People talk about “dead” languages as if they dwindle away gradually, naturally coming to an end and evolving into something else, but that’s rarely the case. Languages like Cymraeg and Gaelige and especially Kernewek didn’t have the chance to die with dignity, they were literally beaten out of my parents and grandparents.
Is it any wonder every other country hate the English? We invade their country, steal their history, claim pieces of their history as ours or flat out re-write it, and kill every part of their culture that we can.
It’s a miracle that any of the Celtic languages survived, so even if you don’t see the point in keeping them alive, the actual natives of each country we’ve fucked over are clinging onto what heritage they have left through the only thing they can: their language.
Hey OP, póg mo thóin!
*snerk* xD
I would like to point all of these “just let it die” assholes directly at Hebrew.
The language was effectively dead. It had been murdered and forced-assimilated away.
But there was this dude named Ben Yehuda.
And he said “no.”
“The language of my people for four thousand years or more,” he said, “should not stop existing because of a bunch of assholes.” (Okay, this is a dramatic retelling. He probably didn’t actually say assholes.)
So he started an official movement to recreate Hebrew as closely as possible to how it had been spoken about a thousand years prior.
Today, ancient Hebrew is spoken by millions of Jews around the world weekly in our prayers and Torah readings, and modern Hebrew is the official language of eight and a half million people–many of them having been born speaking it as a first language. Many people in the first group also speak at least some modern Hebrew–and it’s possible you do, too! A lot of loan words from Hebrew and Yiddish have made their way into English (like klutz, mensch, and kibitz).
That’s hardly “on life support.” Hebrew is growing, living, and thriving because of the Enlightenment efforts of the 1800s. The same COULD be done for languages like Welsh, Navajo, and Basque if the larger powers that be said “this is important” rather than forcing a giant bastion of culture–the language in which a people lived, loved, thought, told stories, and explained their world–to die.
there is a distinct difference between language that has died because it stopped meeting the needs of the people using it and language that has been deliberately killed by oppressors
I remember reading a linguist’s thoughts on this a while back.
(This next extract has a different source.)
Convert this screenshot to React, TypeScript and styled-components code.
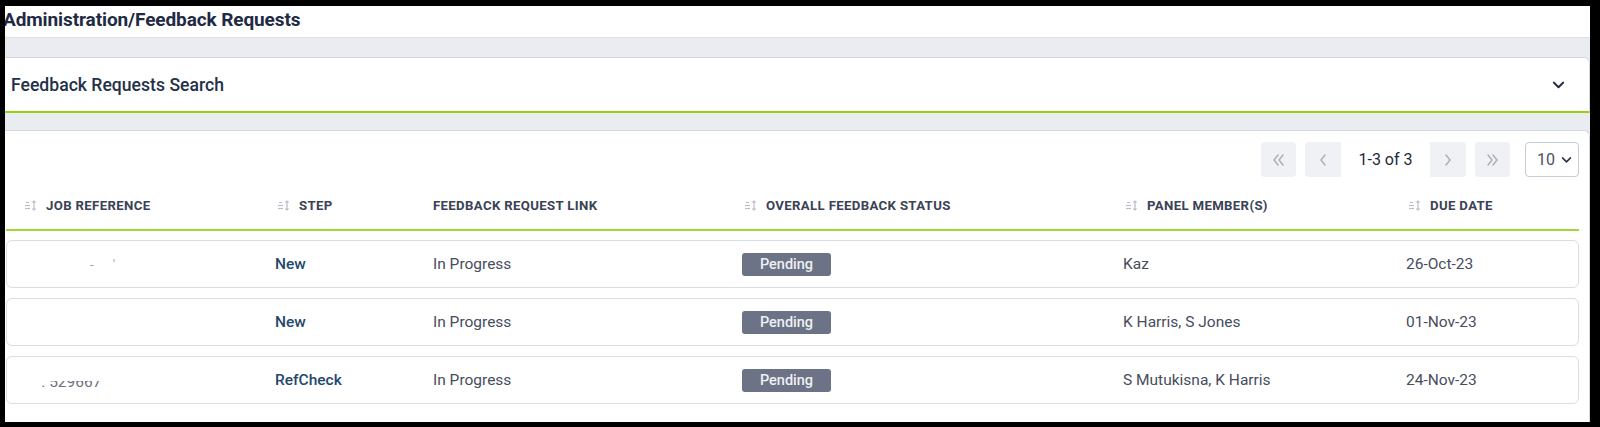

They noted that languages are not only an important cultural heritage, but also an important historical artifact that offers a look into the unique perspective of a culture. The things that we name and how we name them reflect our values and priorities. For example, Inuktitut is said to have several different words for snow that categorize them by various metrics. This reflects a need for communication regarding what the snow was like, which naturally would be important to a people who deal with snow on a near constant basis. There are nine different ways to say “you’re welcome” in Native Hawaiian, each responding to a different level of gratitude. You don’t respond the same way to “thanks for giving me a donut” as you do to “thanks for saving my life.” This reflects a culture of accountability and honor.
The study and preservation of indigenous languages worldwide is vital to the enrichment of our global culture. You don’t have to be fluent in multiple languages to be able to understand the perspective that is offered by nurturing this tradition. Our ability to communicate is one of our greatest gifts – what a waste it would be to throw that away simply because providing institutions of cultural heritage is too inconvenient.
I just want to emphasize the cultural component here. Languages die off like this due to people trying to wipe out that culture. Take a look at the Hague’s definition of genocide and see how it talks about trying to destroy that culture through forced assimilation, population control, and theft of children. Language destruction goes hand in hand with all of that.
When you stop to think about it, when do you hear of a language people just stopped speaking? When is it not associated with form of genocide?